Lots of Potential ... but Lethally "Buggy" [Posted on 2007-11-15]
I purchased Adobe InDesign after using Adobe GoLive and being extremely satisfied with the latter's sleek GUI, compatability with Adobe Illustrator and overall ease-of-use. I suspect that Adobe InDesign boasts the same qualities ... if you're actually capable of installing it. I carefully spec'ed the product before buying it to ensure my PC met the requirements and found out that it exceeded the requirements in every way. When I went to install the product, it initialized but would never install ... worse yet, the installer just disappeared and never displayed an error. When I looked on Adobe's website, it stated that "Adobe is aware of the issue and is currently researching the causes." The website proposed some possible fixes; none of which worked in my case.

The folks at Adobe, despite some valiant attempts, could not determine what caused the installation problem and had me attempting to do everything from installing additional RAM (above and beyond the requirements on the packaging specs)to uninstalling and reinstalling Internet Explorer, the whole Adobe suite, and my operating system. After 2 days of back-and-forth support conversations, I finally gave up and returned the product. It seemed incredible that the software did not have a proper installation logging and debugging program. There was a lot of whispering among the tech support representatives that many of the issues were related to Adobe's change in installation procedures with the new installer versions requiring Adobe Flash.
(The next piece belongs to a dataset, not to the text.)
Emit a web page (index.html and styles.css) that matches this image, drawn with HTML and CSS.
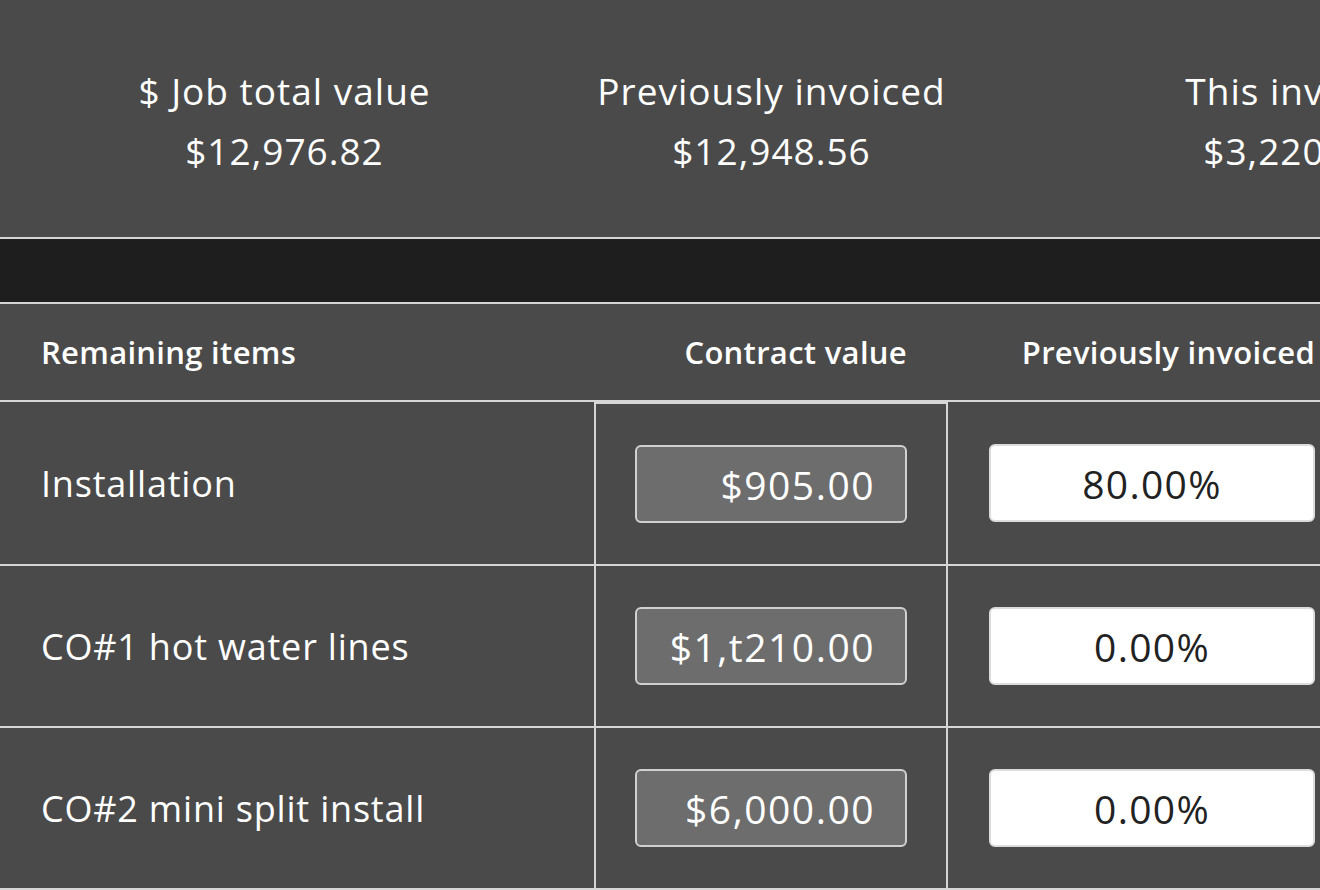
FILE: index.html
```html
<!DOCTYPE html>
<html>
<head>
<meta charset="utf-8">
<link rel="stylesheet" href="styles.css">
</head>
<body>
<div class="page">
  <section class="summary">
    <div class="stat">
      <div class="stat-label">$ Job total value</div>
      <div class="stat-value">$12,976.82</div>
    </div>
    <div class="stat">
      <div class="stat-label">Previously invoiced</div>
      <div class="stat-value">$12,948.56</div>
    </div>
    <div class="stat stat-third">
      <div class="stat-label">This invoice</div>
      <div class="stat-value">$3,220.00</div>
    </div>
  </section>
  <div class="darkbar"></div>
  <div class="table">
    <div class="thead">
      <div class="th th-name">Remaining items</div>
      <div class="th th-cv">Contract value</div>
      <div class="th th-pi">Previously invoiced</div>
    </div>
    <div class="row first">
      <div class="cell name">Installation</div>
      <div class="cell cv"><div class="money">$905.00</div></div>
      <div class="cell pi"><div class="pct">80.00%</div></div>
    </div>
    <div class="row">
      <div class="cell name">CO#1 hot water lines</div>
      <div class="cell cv"><div class="money">$1,t210.00</div></div>
      <div class="cell pi"><div class="pct">0.00%</div></div>
    </div>
    <div class="row">
      <div class="cell name">CO#2 mini split install</div>
      <div class="cell cv"><div class="money">$6,000.00</div></div>
      <div class="cell pi"><div class="pct">0.00%</div></div>
    </div>
  </div>
</div>
</body>
</html>
```

FILE: styles.css
```css
html, body {
  margin: 0;
  padding: 0;
  background: #4a4a4a;
}
body {
  width: 1320px;
  height: 890px;
  overflow: hidden;
  font-family: "Open Sans", "Noto Sans", sans-serif;
  font-variant-ligatures: none;
  color: #ffffff;
}
.page {
  width: 1400px;
}
.summary {
  height: 239px;
  box-sizing: border-box;
  padding: 61px 0 0 41px;
  display: grid;
  grid-template-columns: 487px 487px 553px;
  border-bottom: 2px solid #d6d6d6;
}
.stat {
  text-align: center;
  font-size: 37px;
  line-height: 60px;
  letter-spacing: 1px;
  white-space: nowrap;
}
.darkbar {
  height: 63px;
  background: #1e1e1e;
  border-bottom: 2px solid #d6d6d6;
}
.thead {
  display: grid;
  grid-template-columns: 594px 354px 408px;
  height: 96px;
  border-bottom: 2px solid #d6d6d6;
  align-items: center;
  font-size: 31px;
  font-weight: 600;
  letter-spacing: 0.3px;
}
.th-name {
  padding-left: 41px;
}
.th-cv {
  text-align: right;
  padding-right: 41px;
}
.th-pi {
  text-align: right;
  padding-right: 41px;
}
.row {
  display: grid;
  grid-template-columns: 594px 354px 408px;
  height: 160px;
  border-bottom: 2px solid #d6d6d6;
}
.row.first {
  height: 162px;
}
.cell {
  display: flex;
  align-items: center;
  box-sizing: border-box;
}
.name {
  padding-left: 41px;
  font-size: 36px;
  letter-spacing: 0.8px;
}
.cv {
  justify-content: center;
  border-left: 2px solid #d6d6d6;
  border-right: 2px solid #d6d6d6;
}
.row.first .cv {
  border-top: 2px solid #d6d6d6;
}
.money {
  width: 272px;
  height: 78px;
  box-sizing: border-box;
  border: 2px solid #d0d0d0;
  border-radius: 6px;
  background: #6d6d6d;
  color: #ffffff;
  font-size: 39px;
  letter-spacing: 1.5px;
  display: flex;
  align-items: center;
  justify-content: flex-end;
  padding-right: 30px;
}
.pi {
  padding-left: 41px;
}
.pct {
  width: 326px;
  height: 78px;
  box-sizing: border-box;
  border: 2px solid #dcdcdc;
  border-radius: 6px;
  background: #ffffff;
  color: #222222;
  font-size: 39px;
  letter-spacing: 1.3px;
  display: flex;
  align-items: center;
  justify-content: center;
}
```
I am a huge Adobe fan ... I have been using Adobe Illustrator and GoLive for several years now and have only positive comments about them. However, if you're going to purchase Adobe InDesign, I recommend you buy the CS2 version until Adobe debugs the CS3 version. Once Adobe straightens out the CS3 version, you could always upgrade ... and the extra cost would certainly be justified by the time savings of trying to debug this quirkly little version.


Not worth upgrading from CS2 [Posted on 2008-03-31]
I have been using this program for the last 4 months and I have to say that I cannot find any reason to upgrade from CS2 to CS3.

First there are a few annoying bugs, the one that affects me the most is that when switching between Adobe products and other windows, eventually InDesign CS3 will simply vanish. It will not be in my taskbar, and it will not show up in the Applications tab of the taskmanager. You have to search for the Process Indesign.exe in the processes tab and kill it before you can restart InDesign CS3 to continue using it.

Also the new palette system is much, much worse than what was used in CS2. In CS2 you could dock the palettes to the side of the application, and when you were not using them you could click on the palettes and they would fold into the side of the program, with just tabs with text labels visible, but easy enough to find an open with a click. You could dock palettes to the left and right of the program, which I did since I use a lot of palettes all the time.

In CS3 the palettes can be docked to the sides, but you cannot dock a palette directly beneath the toolbar. The toolbar has its own "drawer" and any palettes docked on the same side as the toolbar push the toolbar out and make a second drawer, which defeats the purpose of of docking things to the side. Also the nice tabs with text labels have been replaced with little icons, which are just a pain to learn. The toolbar has enough icons, I don't need more palettes with little pictures on them when all I want to to adjust the transparecny of an element. Also another annoying thing is that they changed the "Transparency" palette, which adjusts transparency, into the "Effects" palette. For the first 3 days I thought they had simply removed the ability to adjust transparency since I could not find the transparency palette (which is what this similar palette is called in ALL other Adobe programs.. so much for keeping your interfaces uniform..)


All in all this program is not worth the upgrade. It is buggy, has no new features that are worth anything, and the new palettes are a step backwards in terms of useability.